What is being asked:
Copy every line from the material below that holds "styles".

Data shown:
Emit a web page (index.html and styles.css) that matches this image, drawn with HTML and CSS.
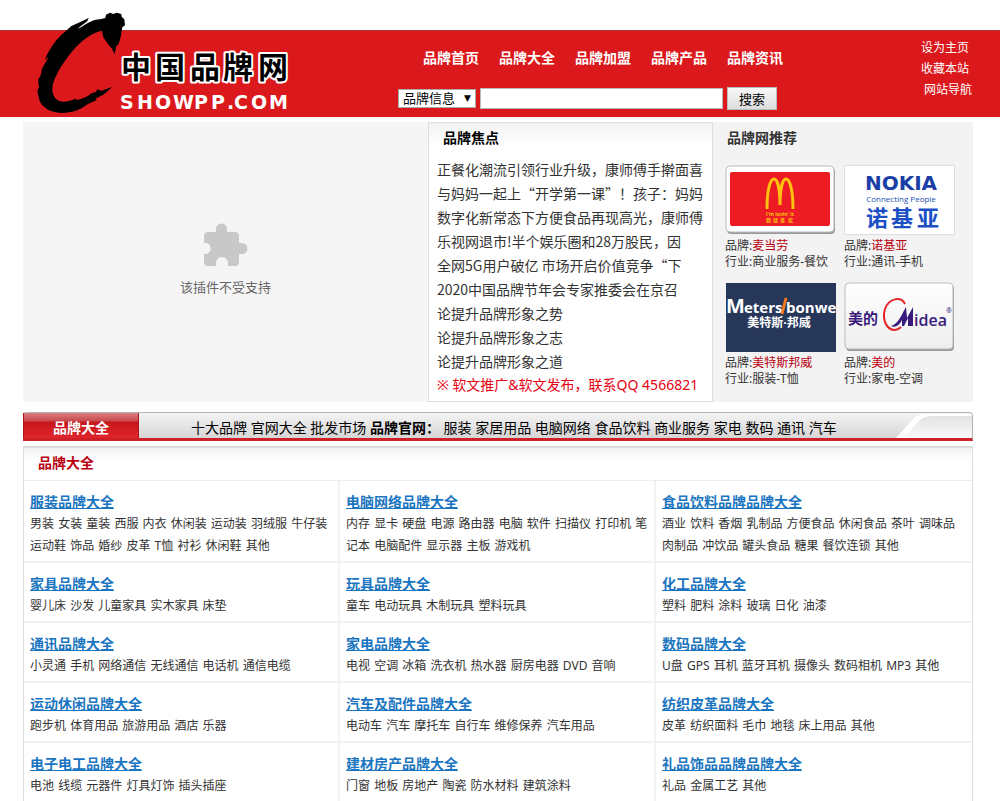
FILE: index.html
```html
<!DOCTYPE html>
<html lang="zh-CN">
<head>
    <meta charset="UTF-8">
    <meta name="viewport" content="width=device-width, initial-scale=1.0">
    <title>中国品牌网</title>
    <link rel="stylesheet" href="styles.css">
</head>
<body>
    <header class="header">
        <a class="logo" href="#">
            <svg width="300" height="117" viewBox="0 0 300 117">
                <g transform="scale(.3333)">
                    <path d="M240 58 L256 54 L258 44 L270 38 L280 42 L290 38 L304 42 L305 50 L313 58 L315 76 L307 82 L302 112 L296 132 L289 138 L284 163 L276 146 L262 130 L250 112 L246 92 C215 98 184 122 158 152 C130 185 108 222 100 248 C93 272 98 292 116 302 C132 309 150 303 166 296 L172 300 C190 296 204 290 214 280 L228 276 L232 268 L244 272 L277 261 L250 284 L226 296 L230 300 L204 312 L186 324 C160 338 128 342 104 336 C80 331 64 316 58 300 L52 272 L57 262 L54 240 L62 226 L66 206 L86 170 L74 180 C86 150 104 124 126 103 L132 98 L154 78 L176 68 L206 54 L202 64 L172 86 L186 80 C204 68 222 58 240 58 Z"/>
                </g>
                <text class="logo-name" x="101 135 170 203 238" y="78">中国品牌网</text>
                <text class="logo-domain" x="100 117 135 153 174 191 207 214 231 249" y="109">SHOWPP.COM</text>
            </svg>
        </a>
        <div class="header-main">
            <nav class="nav">
                <a href="#">品牌首页</a>
                <a href="#">品牌大全</a>
                <a href="#">品牌加盟</a>
                <a href="#">品牌产品</a>
                <a href="#">品牌资讯</a>
            </nav>
            <form class="search">
                <span class="select-wrap">
                    <select aria-label="搜索类别">
                        <option>品牌信息</option>
                        <option>品牌产品</option>
                    </select>
                </span>
                <input type="text" aria-label="关键词">
                <button type="submit">搜索</button>
            </form>
        </div>
        <div class="quick">
            <a href="#">设为主页</a>
            <a href="#">收藏本站</a>
            <a href="#">&nbsp;网站导航</a>
        </div>
    </header>

    <main class="container">
        <div class="top">
            <div class="plugin">
                <svg width="44" height="44" viewBox="0 0 44 44">
                    <path fill="#c8c8c8" d="M4 9 H12 V6 a5.500 5.500 0 0 1 11 0 V9 H31 a4 4 0 0 1 4 4 V20 H38 a5 5 0 0 1 0 11 H35 V39 a4 4 0 0 1 -4 4 H24 V40 a6 6 0 0 0 -12 0 V43 H4 a4 4 0 0 1 -4 -4 V31 H3 a6 6 0 0 0 0 -11 H0 V13 a4 4 0 0 1 4 -4 Z"/>
                </svg>
                <p>该插件不受支持</p>
            </div>

            <section class="focus">
                <h2>品牌焦点</h2>
                <ul>
                    <li><a href="#">正餐化潮流引领行业升级，康师傅手擀面喜</a></li>
                    <li><a href="#">与妈妈一起上“开学第一课”！孩子：妈妈</a></li>
                    <li><a href="#">数字化新常态下方便食品再现高光，康师傅</a></li>
                    <li><a href="#">乐视网退市!半个娱乐圈和28万股民，因</a></li>
                    <li><a href="#">全网5G用户破亿 市场开启价值竞争“下</a></li>
                    <li><a href="#">2020中国品牌节年会专家推委会在京召</a></li>
                    <li><a href="#">论提升品牌形象之势</a></li>
                    <li><a href="#">论提升品牌形象之志</a></li>
                    <li><a href="#">论提升品牌形象之道</a></li>
                    <li class="contact"><a href="#">※ 软文推广&amp;软文发布，联系QQ 4566821</a></li>
                </ul>
            </section>

            <section class="recommend">
                <h2>品牌网推荐</h2>
                <div class="brands">
                    <div class="brand">
                        <svg width="111" height="70" viewBox="0 0 111 70">
                            <rect x="2" y="3" width="108" height="66" rx="4" fill="#999"/>
                            <rect x="1" y="1" width="108" height="66" rx="4" fill="#fff" stroke="#bbb"/>
                            <rect x="5" y="7" width="100" height="54" rx="2" fill="#ed1b24"/>
                            <path d="M42 44 C42 22 46 14 49 14 C52 14 55 22 55 40 C55 22 58 14 61 14 C64 14 68 22 68 44" fill="none" stroke="#ffc20e" stroke-width="3"/>
                            <text x="55" y="51" class="mc-slogan">I'm lovin' it</text>
                            <text x="41 48 55 63" y="57" class="mc-cn">我就喜欢</text>
                        </svg>
                        <p>品牌:<a href="#">麦当劳</a></p>
                        <p>行业:商业服务-餐饮</p>
                    </div>
                    <div class="brand">
                        <svg width="111" height="70" viewBox="0 0 111 70">
                            <rect x="0" y="0" width="111" height="70" fill="#fff" stroke="#ddd" stroke-width="2"/>
                            <text x="57" y="25" class="nokia">NOKIA</text>
                            <text x="57" y="37" class="nokia-en">Connecting People</text>
                            <text x="22 47 73" y="61" class="nokia-cn">诺基亚</text>
                        </svg>
                        <p>品牌:<a href="#">诺基亚</a></p>
                        <p>行业:通讯-手机</p>
                    </div>
                    <div class="brand">
                        <svg width="111" height="70" viewBox="0 0 111 70">
                            <rect x="1" y="1" width="110" height="69" fill="#27375a"/>
                            <text x="1" y="31" class="mb-big">M</text>
                            <text x="19" y="31" class="mb">eters</text>
                            <text x="61" y="31" class="mb">bonwe</text>
                            <path d="M57 32 L61 16" stroke="#f47b20" stroke-width="3"/>
                            <text x="54" y="45" class="mb-cn">美特斯·邦威</text>
                        </svg>
                        <p>品牌:<a href="#">美特斯邦威</a></p>
                        <p>行业:服装-T恤</p>
                    </div>
                    <div class="brand">
                        <svg width="111" height="70" viewBox="0 0 111 70">
                            <defs>
                                <linearGradient id="midea-bg" x2="0" y2="1">
                                    <stop offset="0" stop-color="#fff"/>
                                    <stop offset="1" stop-color="#eee"/>
                                </linearGradient>
                            </defs>
                            <rect x="2" y="3" width="108" height="66" rx="4" fill="#999"/>
                            <rect x="1" y="1" width="108" height="66" rx="4" fill="url(#midea-bg)" stroke="#bbb"/>
                            <text x="4" y="42" class="midea-cn">美的</text>
                            <path d="M61 22 C57 14 45 16 41 27 C38 37 42 48 51 48 C54 48 56 46 57 45" fill="none" stroke="#e4262c" stroke-width="2"/>
                            <path d="M47 44 C54 42 57 34 62 25 L63 36 L69 25 V44 H64 L64 36 L60 44 L58 44 L58 38 C55 44 51 46 47 44 Z" fill="#3a1a7c"/>
                            <text x="70" y="44" class="midea">idea</text>
                            <text x="102" y="31" class="midea-r">®</text>
                        </svg>
                        <p>品牌:<a href="#">美的</a></p>
                        <p>行业:家电-空调</p>
                    </div>
                </div>
            </section>
        </div>

        <div class="tabbar">
            <a class="tab" href="#">品牌大全</a>
            <div class="tab-links">
                <a href="#">十大品牌</a>
                <a href="#">官网大全</a>
                <a href="#">批发市场</a>
                <b>品牌官网：</b>
                <a href="#">服装</a>
                <a href="#">家居用品</a>
                <a href="#">电脑网络</a>
                <a href="#">食品饮料</a>
                <a href="#">商业服务</a>
                <a href="#">家电</a>
                <a href="#">数码</a>
                <a href="#">通讯</a>
                <a href="#">汽车</a>
            </div>
            <svg class="swoosh" width="76" height="25" viewBox="0 0 76 25">
                <defs>
                    <linearGradient id="swoosh-bg" x2="0" y2="1">
                        <stop offset="0" stop-color="#e2e2e2"/>
                        <stop offset="1" stop-color="#fafafa"/>
                    </linearGradient>
                </defs>
                <path d="M0 25 L18 5 Q22 1 30 1 H76 V25 Z" fill="#fff"/>
                <path d="M8 25 L24 7 Q28 3 36 3 H76 V25 Z" fill="url(#swoosh-bg)"/>
            </svg>
        </div>

        <section class="directory">
            <h2>品牌大全</h2>
            <div class="cells">
                <div class="cell">
                    <h3><a href="#">服装品牌大全</a></h3>
                    <p><a href="#">男装</a> <a href="#">女装</a> <a href="#">童装</a> <a href="#">西服</a> <a href="#">内衣</a> <a href="#">休闲装</a> <a href="#">运动装</a> <a href="#">羽绒服</a> <a href="#">牛仔装</a> <a href="#">运动鞋</a> <a href="#">饰品</a> <a href="#">婚纱</a> <a href="#">皮革</a> <a href="#">T恤</a> <a href="#">衬衫</a> <a href="#">休闲鞋</a> <a href="#">其他</a></p>
                </div>
                <div class="cell">
                    <h3><a href="#">电脑网络品牌大全</a></h3>
                    <p><a href="#">内存</a> <a href="#">显卡</a> <a href="#">硬盘</a> <a href="#">电源</a> <a href="#">路由器</a> <a href="#">电脑</a> <a href="#">软件</a> <a href="#">扫描仪</a> <a href="#">打印机</a> <a href="#">笔记本</a> <a href="#">电脑配件</a> <a href="#">显示器</a> <a href="#">主板</a> <a href="#">游戏机</a></p>
                </div>
                <div class="cell">
                    <h3><a href="#">食品饮料品牌品牌大全</a></h3>
                    <p><a href="#">酒业</a> <a href="#">饮料</a> <a href="#">香烟</a> <a href="#">乳制品</a> <a href="#">方便食品</a> <a href="#">休闲食品</a> <a href="#">茶叶</a> <a href="#">调味品</a> <a href="#">肉制品</a> <a href="#">冲饮品</a> <a href="#">罐头食品</a> <a href="#">糖果</a> <a href="#">餐饮连锁</a> <a href="#">其他</a></p>
                </div>
                <div class="cell">
                    <h3><a href="#">家具品牌大全</a></h3>
                    <p><a href="#">婴儿床</a> <a href="#">沙发</a> <a href="#">儿童家具</a> <a href="#">实木家具</a> <a href="#">床垫</a></p>
                </div>
                <div class="cell">
                    <h3><a href="#">玩具品牌大全</a></h3>
                    <p><a href="#">童车</a> <a href="#">电动玩具</a> <a href="#">木制玩具</a> <a href="#">塑料玩具</a></p>
                </div>
                <div class="cell">
                    <h3><a href="#">化工品牌大全</a></h3>
                    <p><a href="#">塑料</a> <a href="#">肥料</a> <a href="#">涂料</a> <a href="#">玻璃</a> <a href="#">日化</a> <a href="#">油漆</a></p>
                </div>
                <div class="cell">
                    <h3><a href="#">通讯品牌大全</a></h3>
                    <p><a href="#">小灵通</a> <a href="#">手机</a> <a href="#">网络通信</a> <a href="#">无线通信</a> <a href="#">电话机</a> <a href="#">通信电缆</a></p>
                </div>
                <div class="cell">
                    <h3><a href="#">家电品牌大全</a></h3>
                    <p><a href="#">电视</a> <a href="#">空调</a> <a href="#">冰箱</a> <a href="#">洗衣机</a> <a href="#">热水器</a> <a href="#">厨房电器</a> <a href="#">DVD</a> <a href="#">音响</a></p>
                </div>
                <div class="cell">
                    <h3><a href="#">数码品牌大全</a></h3>
                    <p><a href="#">U盘</a> <a href="#">GPS</a> <a href="#">耳机</a> <a href="#">蓝牙耳机</a> <a href="#">摄像头</a> <a href="#">数码相机</a> <a href="#">MP3</a> <a href="#">其他</a></p>
                </div>
                <div class="cell">
                    <h3><a href="#">运动休闲品牌大全</a></h3>
                    <p><a href="#">跑步机</a> <a href="#">体育用品</a> <a href="#">旅游用品</a> <a href="#">酒店</a> <a href="#">乐器</a></p>
                </div>
                <div class="cell">
                    <h3><a href="#">汽车及配件品牌大全</a></h3>
                    <p><a href="#">电动车</a> <a href="#">汽车</a> <a href="#">摩托车</a> <a href="#">自行车</a> <a href="#">维修保养</a> <a href="#">汽车用品</a></p>
                </div>
                <div class="cell">
                    <h3><a href="#">纺织皮革品牌大全</a></h3>
                    <p><a href="#">皮革</a> <a href="#">纺织面料</a> <a href="#">毛巾</a> <a href="#">地毯</a> <a href="#">床上用品</a> <a href="#">其他</a></p>
                </div>
                <div class="cell">
                    <h3><a href="#">电子电工品牌大全</a></h3>
                    <p><a href="#">电池</a> <a href="#">线缆</a> <a href="#">元器件</a> <a href="#">灯具灯饰</a> <a href="#">插头插座</a></p>
                </div>
                <div class="cell">
                    <h3><a href="#">建材房产品牌大全</a></h3>
                    <p><a href="#">门窗</a> <a href="#">地板</a> <a href="#">房地产</a> <a href="#">陶瓷</a> <a href="#">防水材料</a> <a href="#">建筑涂料</a></p>
                </div>
                <div class="cell">
                    <h3><a href="#">礼品饰品品牌品牌大全</a></h3>
                    <p><a href="#">礼品</a> <a href="#">金属工艺</a> <a href="#">其他</a></p>
                </div>
            </div>
        </section>
    </main>
</body>
</html>
```

FILE: styles.css
```css
* {
    box-sizing: border-box;
}
body {
    margin: 0;
    background: #fff;
    color: #333;
    font-family: "Noto Sans", "Noto Sans CJK SC", sans-serif;
    font-size: 12px;
}
h2, h3, p, ul {
    margin: 0;
    padding: 0;
}
ul {
    list-style: none;
}
a {
    color: inherit;
    text-decoration: none;
}
svg {
    display: block;
}

/* header */
.header {
    display: flex;
    padding: 0 28px 0 20px;
    background: linear-gradient(#fff 30px, #a33 30px, #a33 31px, #db181b 31px);
    color: #fff;
}
.logo-name {
    font-family: "Noto Sans CJK SC", sans-serif;
    font-size: 30px;
    font-weight: bold;
    fill: #000;
    stroke: #fff;
    stroke-width: 4px;
    stroke-linejoin: round;
    paint-order: stroke;
}
.logo-domain {
    font-family: "DejaVu Sans", sans-serif;
    font-size: 19px;
    font-weight: bold;
    fill: #fff;
}
.header-main {
    margin-left: 78px;
    padding-top: 48px;
}
.nav {
    display: flex;
    gap: 20px;
    padding-left: 25px;
    font-size: 14px;
    font-weight: bold;
    line-height: 20px;
}
.search {
    display: flex;
    align-items: center;
    gap: 4px;
    margin-top: 19px;
}
.select-wrap {
    position: relative;
}
.select-wrap::after {
    content: "▼";
    position: absolute;
    top: 4px;
    right: 5px;
    color: #000;
    font-family: "DejaVu Sans", sans-serif;
    font-size: 9px;
    line-height: 10px;
    pointer-events: none;
}
.search select {
    display: block;
    appearance: none;
    width: 78px;
    height: 19px;
    padding: 0 4px;
    border: 1px solid #aaa;
    border-radius: 0;
    background: #fff;
    color: #000;
    font-family: inherit;
    font-size: 13px;
    line-height: 17px;
}
.search input {
    width: 243px;
    height: 21px;
    border: 1px solid #bbb;
    background: #fff;
}
.search button {
    width: 50px;
    height: 23px;
    padding: 0;
    border: 1px solid #bbb;
    background: linear-gradient(#f8f8f8, #ddd);
    color: #000;
    font-family: inherit;
    font-size: 13px;
    line-height: 20px;
}
.quick {
    display: flex;
    flex-direction: column;
    margin-left: auto;
    padding-top: 37px;
    line-height: 21px;
}

/* top blocks */
.container {
    margin: 5px 27px 0 23px;
}
.top {
    display: flex;
    background: #f3f3f3;
}
.plugin {
    flex: 1;
    display: flex;
    flex-direction: column;
    align-items: center;
    justify-content: center;
    gap: 10px;
    padding-bottom: 5px;
    background: #f5f5f5;
    color: #666;
    font-size: 13px;
    line-height: 20px;
}
.focus {
    width: 285px;
    padding: 5px 0 4px 8px;
    border: 1px solid #ddd;
    background: linear-gradient(#f2f2f2, #fff 22px);
}
.focus h2 {
    padding-left: 6px;
    color: #000;
    font-size: 14px;
    line-height: 20px;
}
.focus ul {
    margin-top: 9px;
    font-family: "Noto Sans CJK SC", sans-serif;
    font-size: 14px;
    line-height: 24px;
    white-space: nowrap;
}
.focus .contact {
    color: #e60012;
    font-family: "Noto Sans", "Noto Sans CJK SC", sans-serif;
}
.recommend {
    width: 260px;
    padding: 6px 12px;
}
.recommend h2 {
    padding-left: 2px;
    font-size: 14px;
    line-height: 20px;
}
.brands {
    display: grid;
    grid-template-columns: 111px 111px;
    gap: 12px 8px;
    margin-top: 17px;
}
.brand {
    line-height: 16px;
}
.brand svg {
    margin-bottom: 3px;
}
.brand a {
    color: #b8000f;
}
.mc-slogan, .mc-cn {
    fill: #ffc20e;
    font-weight: bold;
}
.mc-slogan {
    font-family: "Open Sans", sans-serif;
    font-size: 5px;
    text-anchor: middle;
}
.mc-cn {
    font-size: 5px;
}
.nokia {
    font-family: "DejaVu Sans", sans-serif;
    font-size: 20px;
    font-weight: bold;
    fill: #1b3fa6;
    text-anchor: middle;
}
.nokia-en {
    font-family: "Open Sans", sans-serif;
    font-size: 8px;
    fill: #1b4fb6;
    text-anchor: middle;
}
.nokia-cn {
    font-size: 22px;
    font-weight: bold;
    fill: #1b4fc6;
}
.mb, .mb-big {
    font-family: "Open Sans", sans-serif;
    font-weight: bold;
    font-size: 15px;
    fill: #fff;
}
.mb-big {
    font-size: 20px;
}
.mb-cn {
    font-size: 12px;
    font-weight: bold;
    fill: #fff;
    text-anchor: middle;
}
.midea-cn {
    font-size: 15px;
    font-weight: bold;
    fill: #3a1a7c;
}
.midea {
    font-family: "Open Sans", sans-serif;
    font-size: 16px;
    font-weight: 600;
    fill: #3a1a7c;
}
.midea-r {
    font-size: 7px;
    fill: #3a1a7c;
}

/* tab bar */
.tabbar {
    display: flex;
    margin-top: 10px;
    border-top: 1px solid #b4b4b4;
    border-right: 1px solid #b4b4b4;
    border-bottom: 3px solid #cf2027;
    border-radius: 3px 4px 0 0;
    background: linear-gradient(#f4f4f4, #d6d6d6);
    color: #000;
    font-size: 14px;
}
.tab {
    width: 116px;
    padding-top: 4px;
    border: 1px solid #a8161c;
    border-width: 0 1px;
    background: linear-gradient(#d98080, #c9494d 8px, #c4161c 9px, #e0262c);
    color: #fff;
    font-weight: bold;
    line-height: 21px;
    text-align: center;
}
.tab-links {
    flex: 1;
    padding: 4px 0 0 52px;
    line-height: 21px;
    white-space: nowrap;
}

/* directory */
.directory {
    margin-top: 5px;
    border: 1px solid #ddd;
    border-top-width: 2px;
}
.directory h2 {
    padding: 5px 14px 7px;
    border-bottom: 1px solid #eee;
    background: linear-gradient(#f1f1f1, #fff 12px);
    color: #b8000f;
    font-size: 14px;
    line-height: 20px;
}
.cells {
    display: grid;
    grid-template-columns: repeat(3, 1fr);
}
.cell {
    padding: 10px 6px 4px;
    border-right: 2px solid #f2f2f2;
    border-bottom: 2px solid #f2f2f2;
    line-height: 22px;
}
.cell:nth-child(3n) {
    border-right: 0;
}
.cell h3 {
    font-size: 14px;
}
.cell h3 a {
    color: #1a75c0;
    text-decoration: underline;
}
.cell p a {
    margin-right: 1px;
}
```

Solved problem:
Emit a web page (index.html and styles.css) that matches this image, drawn with HTML and CSS.
    <link rel="stylesheet" href="styles.css">
FILE: styles.css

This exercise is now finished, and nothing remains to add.